- PROBLEM REQUIREMENTS -
Give every line below again, exactly.

- DATA EXTRACT -
──────────
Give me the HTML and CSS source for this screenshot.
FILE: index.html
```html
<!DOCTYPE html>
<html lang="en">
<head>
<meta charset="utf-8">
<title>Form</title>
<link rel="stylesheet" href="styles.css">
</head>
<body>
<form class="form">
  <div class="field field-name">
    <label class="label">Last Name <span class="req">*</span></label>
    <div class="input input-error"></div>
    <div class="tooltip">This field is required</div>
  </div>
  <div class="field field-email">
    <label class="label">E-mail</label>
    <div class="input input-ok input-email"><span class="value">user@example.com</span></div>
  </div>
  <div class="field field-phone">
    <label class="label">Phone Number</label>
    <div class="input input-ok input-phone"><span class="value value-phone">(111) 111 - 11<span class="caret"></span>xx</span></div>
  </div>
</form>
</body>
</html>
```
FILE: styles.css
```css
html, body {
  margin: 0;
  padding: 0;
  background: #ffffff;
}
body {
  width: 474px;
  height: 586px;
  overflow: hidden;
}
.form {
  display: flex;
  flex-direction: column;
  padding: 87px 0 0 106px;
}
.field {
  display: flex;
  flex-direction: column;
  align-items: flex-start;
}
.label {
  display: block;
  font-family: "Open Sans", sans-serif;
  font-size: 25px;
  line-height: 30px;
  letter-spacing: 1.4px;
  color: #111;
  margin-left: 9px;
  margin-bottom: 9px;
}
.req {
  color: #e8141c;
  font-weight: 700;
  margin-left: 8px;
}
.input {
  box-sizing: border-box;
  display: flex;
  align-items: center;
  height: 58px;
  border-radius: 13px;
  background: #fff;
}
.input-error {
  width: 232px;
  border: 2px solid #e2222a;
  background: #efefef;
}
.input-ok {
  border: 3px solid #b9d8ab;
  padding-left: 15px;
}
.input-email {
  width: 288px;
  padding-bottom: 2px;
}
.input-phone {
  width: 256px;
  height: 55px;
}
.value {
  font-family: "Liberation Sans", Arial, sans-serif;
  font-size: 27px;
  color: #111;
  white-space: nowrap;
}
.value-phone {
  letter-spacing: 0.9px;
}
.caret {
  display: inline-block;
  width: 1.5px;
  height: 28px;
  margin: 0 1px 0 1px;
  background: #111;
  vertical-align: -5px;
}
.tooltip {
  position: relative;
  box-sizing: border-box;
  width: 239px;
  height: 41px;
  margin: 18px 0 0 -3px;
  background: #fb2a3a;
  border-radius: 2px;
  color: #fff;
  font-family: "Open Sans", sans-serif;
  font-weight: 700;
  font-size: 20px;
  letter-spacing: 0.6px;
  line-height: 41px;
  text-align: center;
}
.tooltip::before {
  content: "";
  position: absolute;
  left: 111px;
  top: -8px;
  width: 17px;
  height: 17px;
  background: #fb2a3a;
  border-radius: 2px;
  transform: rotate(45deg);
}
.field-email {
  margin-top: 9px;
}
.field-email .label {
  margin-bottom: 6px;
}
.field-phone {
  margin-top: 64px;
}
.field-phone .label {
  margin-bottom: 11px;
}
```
──────────
- FINAL RESULT -
Give me the HTML and CSS source for this screenshot.
FILE: index.html
```html
<!DOCTYPE html>
<html lang="en">
<head>
<meta charset="utf-8">
<title>Form</title>
<link rel="stylesheet" href="styles.css">
</head>
<body>
<form class="form">
  <div class="field field-name">
    <label class="label">Last Name <span class="req">*</span></label>
    <div class="input input-error"></div>
    <div class="tooltip">This field is required</div>
  </div>
  <div class="field field-email">
    <label class="label">E-mail</label>
    <div class="input input-ok input-email"><span class="value">user@example.com</span></div>
  </div>
  <div class="field field-phone">
    <label class="label">Phone Number</label>
    <div class="input input-ok input-phone"><span class="value value-phone">(111) 111 - 11<span class="caret"></span>xx</span></div>
  </div>
</form>
</body>
</html>
```
FILE: styles.css
```css
html, body {
  margin: 0;
  padding: 0;
  background: #ffffff;
}
body {
  width: 474px;
  height: 586px;
  overflow: hidden;
}
.form {
  display: flex;
  flex-direction: column;
  padding: 87px 0 0 106px;
}
.field {
  display: flex;
  flex-direction: column;
  align-items: flex-start;
}
.label {
  display: block;
  font-family: "Open Sans", sans-serif;
  font-size: 25px;
  line-height: 30px;
  letter-spacing: 1.4px;
  color: #111;
  margin-left: 9px;
  margin-bottom: 9px;
}
.req {
  color: #e8141c;
  font-weight: 700;
  margin-left: 8px;
}
.input {
  box-sizing: border-box;
  display: flex;
  align-items: center;
  height: 58px;
  border-radius: 13px;
  background: #fff;
}
.input-error {
  width: 232px;
  border: 2px solid #e2222a;
  background: #efefef;
}
.input-ok {
  border: 3px solid #b9d8ab;
  padding-left: 15px;
}
.input-email {
  width: 288px;
  padding-bottom: 2px;
}
.input-phone {
  width: 256px;
  height: 55px;
}
.value {
  font-family: "Liberation Sans", Arial, sans-serif;
  font-size: 27px;
  color: #111;
  white-space: nowrap;
}
.value-phone {
  letter-spacing: 0.9px;
}
.caret {
  display: inline-block;
  width: 1.5px;
  height: 28px;
  margin: 0 1px 0 1px;
  background: #111;
  vertical-align: -5px;
}
.tooltip {
  position: relative;
  box-sizing: border-box;
  width: 239px;
  height: 41px;
  margin: 18px 0 0 -3px;
  background: #fb2a3a;
  border-radius: 2px;
  color: #fff;
  font-family: "Open Sans", sans-serif;
  font-weight: 700;
  font-size: 20px;
  letter-spacing: 0.6px;
  line-height: 41px;
  text-align: center;
}
.tooltip::before {
  content: "";
  position: absolute;
  left: 111px;
  top: -8px;
  width: 17px;
  height: 17px;
  background: #fb2a3a;
  border-radius: 2px;
  transform: rotate(45deg);
}
.field-email {
  margin-top: 9px;
}
.field-email .label {
  margin-bottom: 6px;
}
.field-phone {
  margin-top: 64px;
}
.field-phone .label {
  margin-bottom: 11px;
}
```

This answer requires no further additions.